Nous ferons connaître tout à l'heure notre sentiment sur cette déplorable disposition. Préalablement, déclarons hautement qu'on ne doit pas tolérer de tels essais. Tant que nos règlements subsistent, personne n'a le droit, sous peine de compromettre gravement le bon ordre et la discipline, d'introduire dans nos manœuvres des fronts, des intervalles ou des formations de son choix. Avec de telles libertés, l'armée française dégénérerait bien vite en bandes de condottieri! Ajoutons que l'instruction de détail doit être la première préoccupation de l'officier subalterne. Or, cette instruction est-elle suffisante chez les sous-officiers et les soldats?— nullement. Exerçons donc nos compagnies, avant de nous lancer dans les innovations de tactique!

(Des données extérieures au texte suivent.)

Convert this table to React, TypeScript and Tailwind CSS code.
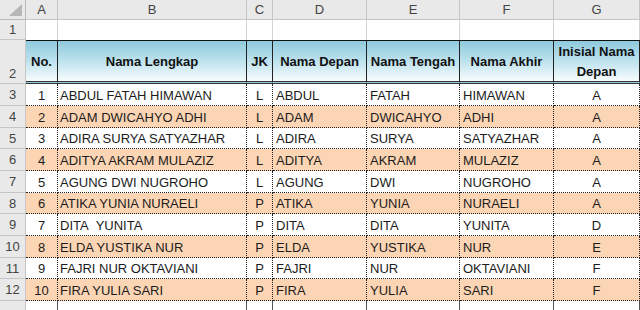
const cols = ["w-[26px]", "w-[32px]", "w-[189px]", "w-[26px]", "w-[94px]", "w-[93px]", "w-[94px]", "w-[86px]"];
const letters = ["A", "B", "C", "D", "E", "F", "G"];
const heights = ["h-[22px]", "h-[22px]", "h-[21px]", "h-[22px]", "h-[22px]", "h-[21px]", "h-[22px]", "h-[22px]", "h-[21px]", "h-[22px]"];

const data = [
  ["1", "ABDUL FATAH HIMAWAN", "L", "ABDUL", "FATAH", "HIMAWAN", "A"],
  ["2", "ADAM DWICAHYO ADHI", "L", "ADAM", "DWICAHYO", "ADHI", "A"],
  ["3", "ADIRA SURYA SATYAZHAR", "L", "ADIRA", "SURYA", "SATYAZHAR", "A"],
  ["4", "ADITYA AKRAM MULAZIZ", "L", "ADITYA", "AKRAM", "MULAZIZ", "A"],
  ["5", "AGUNG DWI NUGROHO", "L", "AGUNG", "DWI", "NUGROHO", "A"],
  ["6", "ATIKA YUNIA NURAELI", "P", "ATIKA", "YUNIA", "NURAELI", "A"],
  ["7", "DITA\u00a0 YUNITA", "P", "DITA", "DITA", "YUNITA", "D"],
  ["8", "ELDA YUSTIKA NUR", "P", "ELDA", "YUSTIKA", "NUR", "E"],
  ["9", "FAJRI NUR OKTAVIANI", "P", "FAJRI", "NUR", "OKTAVIANI", "F"],
  ["10", "FIRA YULIA SARI", "P", "FIRA", "YULIA", "SARI", "F"],
];

const headers = ["No.", "Nama Lengkap", "JK", "Nama Depan", "Nama Tengah", "Nama Akhir", "Inisial Nama Depan"];
// left aligned columns, the rest centered
const leftCols = [1, 3, 4, 5];

function RowHead({ label, bottom = false }: { label: string; bottom?: boolean }) {
  return (
    <div className={`${cols[0]} shrink-0 bg-[#e9e9e9] border-r border-b border-[#c6c6c6] flex justify-center text-[#444] ${bottom ? "items-end pb-[3px]" : "items-center"}`}>
      {label}
    </div>
  );
}

export default function App() {
  return (
    <div className="w-[640px] h-[310px] overflow-hidden bg-white text-[13px] leading-none" style={{ fontFamily: '"Liberation Sans", Arial, sans-serif' }}>
      {/* column letters */}
      <div className="flex h-[20px]">
        <div className={`${cols[0]} shrink-0 bg-[#e9e9e9] border-r border-b border-[#b8b8b8] relative`}>
          <svg width="26" height="20" className="absolute left-0 top-0">
            <polygon points="9,16 22,16 22,4" fill="#b7b7b7" />
          </svg>
        </div>
        {letters.map((l, i) => (
          <div key={l} className={`${cols[i + 1]} shrink-0 bg-[#e9e9e9] border-r border-b border-[#c6c6c6] flex items-center justify-center text-[#444]`}>
            {l}
          </div>
        ))}
      </div>

      {/* row 1 */}
      <div className="flex h-[20px]">
        <RowHead label="1" />
        {letters.map((l, i) => (
          <div key={l} className={`${cols[i + 1]} shrink-0 border-r border-[#d4d4d4]`} />
        ))}
      </div>

      {/* row 2: header */}
      <div className="flex h-[44px]">
        <RowHead label="2" bottom />
        {headers.map((h, i) => (
          <div
            key={h}
            className={`${cols[i + 1]} shrink-0 border-t border-t-[#111] border-b-[3px] border-double border-b-[#333] border-r border-r-[#222] bg-linear-to-b from-[#8ecadd] via-[#bde2ee] to-[#f8fcfd] flex items-center justify-center text-center font-bold text-[#111] leading-[20px] pt-[1px]`}
          >
            {h === "Inisial Nama Depan" ? (
              <span>
                Inisial Nama
                <br />
                Depan
              </span>
            ) : (
              h
            )}
          </div>
        ))}
      </div>

      {/* rows 3 - 12 */}
      {data.map((r, ri) => (
        <div key={ri} className={`flex ${heights[ri]}`}>
          <RowHead label={String(ri + 3)} />
          {r.map((c, ci) => (
            <div
              key={ci}
              className={`${cols[ci + 1]} shrink-0 border-r border-r-[#222] border-b border-dotted border-b-[#222] flex items-center whitespace-pre text-[#1c1c1c] pt-[1px] ${ri % 2 === 1 ? "bg-[#fcd5b4]" : "bg-white"} ${leftCols.includes(ci) ? (ci === 1 ? "pl-[2px]" : "pl-[3px]") : "justify-center"}`}
            >
              {c}
            </div>
          ))}
        </div>
      ))}

      {/* row 13, mostly below the window */}
      <div className="flex h-[22px]">
        <div className={`${cols[0]} shrink-0 bg-[#e9e9e9] border-r border-[#c6c6c6]`} />
        {letters.map((l, i) => (
          <div key={l} className={`${cols[i + 1]} shrink-0 border-r border-[#555]`} />
        ))}
      </div>
    </div>
  );
}
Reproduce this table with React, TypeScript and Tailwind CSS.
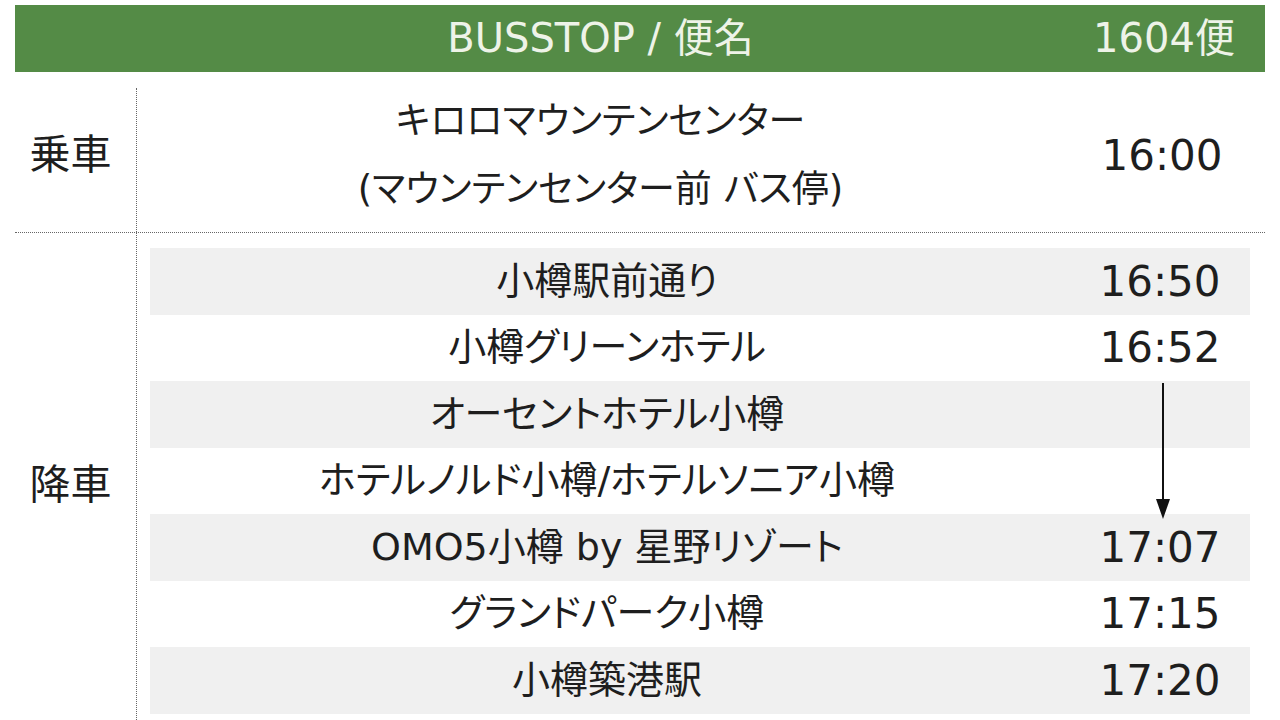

LA CAVALERIE exécute bien ses reconnaissances; mais on lui reproche, non sans raison, de redouter les longues étapes, d'être trop lente dans ses dispositions, et de continuer à opérer, avec une singulière placidité, d'interminables ralliements, sous le feu à bout portant de l'infanterie. En somme, le défaut principal de cette cavalerie, c'est qu'elle n'est point assez leste. La faiblesse désolante de ses cadres inférieurs a frappé tout le monde. C'est à peine si l'on rencontre dans ses rangs quelques sous-officiers capables d'accomplir seuls une mission quelconque! Voilà le résultat de la suppression des primes de rengagement, qu'il faut se garder de confondre avec le remplacement. Ajoutez à cela que le volontariat d'un an, qui a d'ailleurs de très-bons côtés, enlève à l'armée des sujets dont on aurait fait d'excellents sous-officiers. C'est, qu'on nous passe la comparaison, un véritable drainage!

L'ARTILLERIE, elle aussi, paraît un peu lente. On lui reproche, en outre, de se laisser trop voir avant de se mettre en batterie. Les généraux de l'arme, tout le monde l'a remarqué, ont une tendance fâcheuse à se trop rapprocher de l'artillerie ennemie.